Jago Russel has been the Chief Executive of Fair Trials International since September 2008. Before joining Fair Trials, he worked as a policy specialist at the human rights charity (Liberty) and worked as a Legal Specialist in the UK Parliament, assisting the Human Rights, Home Affairs and Constitutional Affairs Select Committees. Jago is a qualified solicitor and has published and lectured widely on a range of criminal justice and human rights issues. Fair Trials International (FTI) is a UK-registered non-governmental organization which works for fair trials according to international standards of justice and defends the rights of those facing charges in a country other than their own. Fair Trials International provides individual legal assistance through its casework practice. It also builds local legal capacity through targeted training, mentoring and network activities.

Nadezhda Tolokonnikova and Maria Aljokhina are two of the members of the Russian punk band Pussy Riot who were convicted to two years prison for their protest performance in the Christ the Saviour Church in Moscow in 2012. Released in late 2013, they have continued their activities both in Pussy Riot actions as well as through their new initiative Zona Prava in support of prisoners in Russia.

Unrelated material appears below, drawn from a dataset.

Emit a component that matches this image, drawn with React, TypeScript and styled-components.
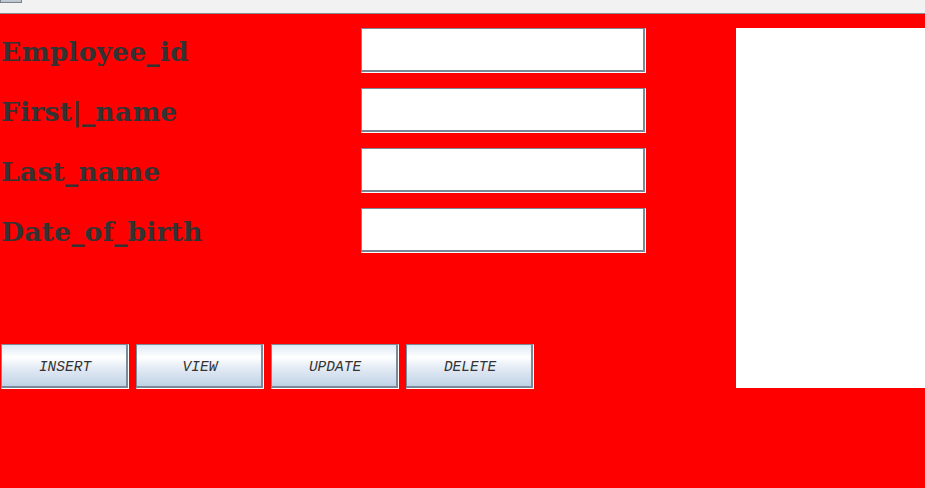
import React from "react";
import styled, { createGlobalStyle } from "styled-components";

const Global = createGlobalStyle`
  html, body { margin: 0; padding: 0; background: #ff0000; }
  body { width: 925px; height: 488px; overflow: hidden; }
`;

const Frame = styled.div`
  width: 925px;
  height: 488px;
  display: flex;
  flex-direction: column;
  background: #ff0000;
`;

const TitleBar = styled.div`
  height: 13px;
  background: #f2f2f2;
  border-bottom: 1px solid #8a8a8a;
  position: relative;
  flex: none;
`;

const TitleIcon = styled.div`
  position: absolute;
  left: 0;
  top: -6px;
  width: 20px;
  height: 8px;
  border: 1px solid #7a8390;
  border-top: none;
  background: linear-gradient(#e8ecf0, #b9c2cc);
`;

const Main = styled.div`
  flex: 1;
  display: flex;
  padding-top: 14px;
`;

const LeftPane = styled.div`
  width: 736px;
  display: flex;
  flex-direction: column;
`;

const Form = styled.div`
  display: grid;
  grid-template-columns: 360px 285px;
  row-gap: 15px;
  padding-left: 1px;
`;

const Label = styled.div`
  font-family: "DejaVu Serif", "Liberation Serif", serif;
  font-weight: bold;
  font-size: 26.5px;
  line-height: 45px;
  padding-top: 1px;
  height: 45px;
  box-sizing: border-box;
  color: #333333;
  white-space: nowrap;
  letter-spacing: 0.2px;
`;

const Field = styled.div`
  box-sizing: border-box;
  background: #ffffff;
  border-top: 1px solid #7a8a99;
  border-left: 1px solid #7a8a99;
  border-right: 1px solid #ffffff;
  border-bottom: 1px solid #ffffff;
  box-shadow: inset -2px -2px 0 #7a8a99, inset 1px 1px 0 #ffffff;
  height: 45px;
`;

const ButtonRow = styled.div`
  display: flex;
  gap: 7px;
  padding-left: 1px;
  margin-top: 91px;
`;

const Button = styled.button`
  width: 128px;
  height: 45px;
  box-sizing: border-box;
  padding: 0;
  margin: 0;
  border-top: 1px solid #7a8a99;
  border-left: 1px solid #7a8a99;
  border-right: 1px solid #ffffff;
  border-bottom: 1px solid #ffffff;
  box-shadow: inset -2px -2px 0 #7a8a99;
  background: linear-gradient(
    180deg,
    #dde8f3 0%,
    #ffffff 28%,
    #e2eaf4 55%,
    #bcd0e5 100%
  );
  font-family: "Liberation Mono", "Courier New", monospace;
  font-style: italic;
  font-size: 14.5px;
  color: #333333;
  cursor: pointer;
`;

const SidePanel = styled.div`
  flex: 1;
  height: 360px;
  background: #ffffff;
`;

const fields = ["Employee_id", "First|_name", "Last_name", "Date_of_birth"];
const buttons = ["INSERT", "VIEW", "UPDATE", "DELETE"];

export default function App() {
  return (
    <Frame>
      <Global />
      <TitleBar>
        <TitleIcon />
      </TitleBar>
      <Main>
        <LeftPane>
          <Form>
            {fields.map((f) => (
              <React.Fragment key={f}>
                <Label>{f}</Label>
                <Field />
              </React.Fragment>
            ))}
          </Form>
          <ButtonRow>
            {buttons.map((b) => (
              <Button key={b}>{b}</Button>
            ))}
          </ButtonRow>
        </LeftPane>
        <SidePanel />
      </Main>
    </Frame>
  );
}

Larry Diamond is a professor of political science and sociology at Stanford University and an authoritative expert on the democratization of the developing world. A senior fellow of the Hoover Institute, Diamond directs the Center for Democracy, Development, and the Rule of Law. He has written and edited 36 books and is the founding co-editor of the National Endowment for Democracy’s Journal of Democracy. Diamond has served as an advisor to the United Nations, the U.S. Agency for International Development, and the U.S. Department of State.

Gunnar Ekeløve-Slydal (1962) has been Deputy Secretary General of the Norwegian Helsinki Committee (NHC) since 1997. He is B.A equivalent, with a major in philosophy, and minors in History of Ideas and Christianity. He has studies in journalism, music, mathematics, and human rights. His responsibilities in the NHC include oversight of international criminal law related activities, Norway projects, and Turkey projects. He is the head of the NHC Russia team, directing extensive human rights projects and programs in the country. He was co-drafting and editing the NHC reports on Hungary (2012, 2013). He was in charge in 2008-2009 of a NHC project to assess Norway’s policies related to the Romani national minority, which contributed to the establishment of a government commission to review Norway’s Romani policies. Prior to his employment by the NHC, Ekeløve-Slydal has extensive work experience as editor and project coordinator at the Norwegian Centre of Human Rights, lecturer and Church organist. He has written extensively on human rights and philosophical themes; including a textbook on human rights.